I gaurantee you will be shocked and surprised at what you see if you step through your game with single steps like this. You'll see animations popping and things sliding and stuttering and huge latencies.

Nino Mojo said...

Oh I just remember another awful example of what you described: the missed inputs. Little Big Planet.

It's the perfect example of doing the main character with the physics simulation rather than good old Mario style. At many occurrences, you'll press JUMP because you want to jump, but the physics engine/collision system doesn't quite agree that it's entirely "possible" to jump at this point and so you character either doesn't jump at all, or makes a crappy mini jump (like an inch high). * frustration*

I'm not a programmer (I do a little Blitz Basic and Game Maker on my spare time but I guess that doesn't count:), but I get your point about the single step test. Years ago I tried an emulator version of Mario 64 that was running very slowly, and it as cool to see that the character's position in space was sometimes moving before a change in animation was even display. Do what the player wants, then let the animation engine deal with it when it's possible/appropriate. The opposite of this is games like Flashback, in which you're depending on the animation reaching a certain frame in order for the game engine to register your next move.
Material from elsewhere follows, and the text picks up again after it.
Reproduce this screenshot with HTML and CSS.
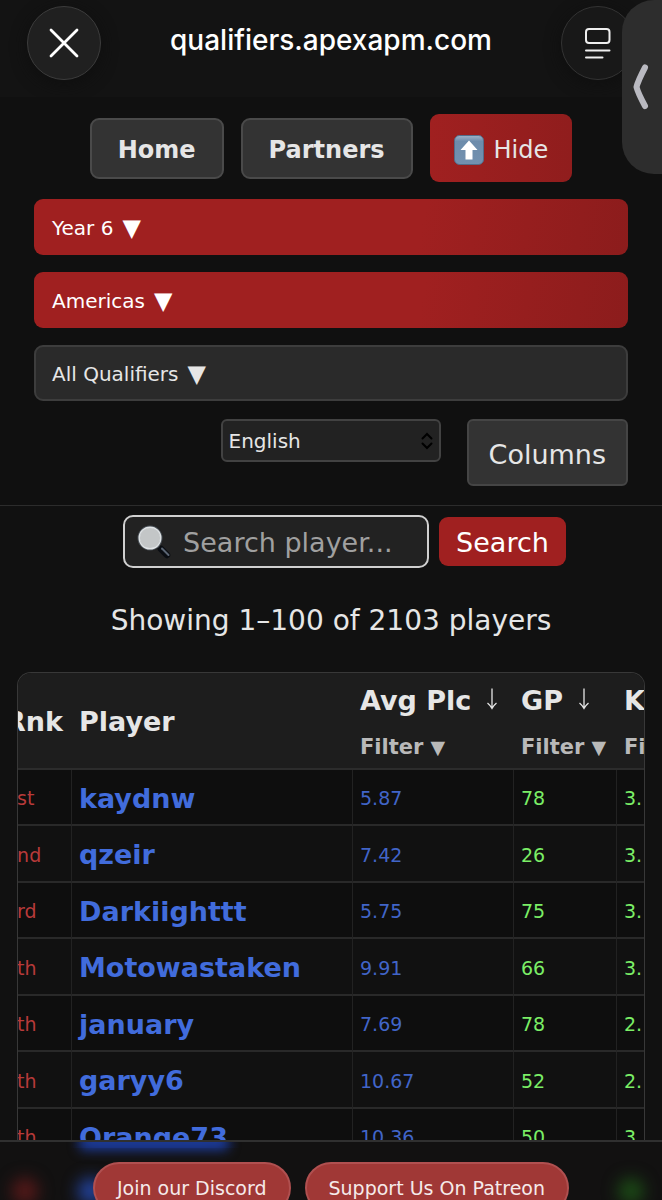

You can call that a "style", but the result is that as much as I loved this game (and Out Of This World) back then, I can't really "play" it anymore now, I just watch it with nostalgia.

dust said...

Arg, I totally agree about button changes between Menu/Game fucking you up. I remember playing a JRPG at some point where Y translated to BACK on the Menu screens, but it mapped to MENU in the Game mode... Ahhhh, I wanted to kill whoever made that decision and not allowed me to change the layout. Which is another thing, changing Button/Keyboard/Mouse/Joystick layouts isn't really that hard, why the hell aren't we allowed to customize controls on consoles???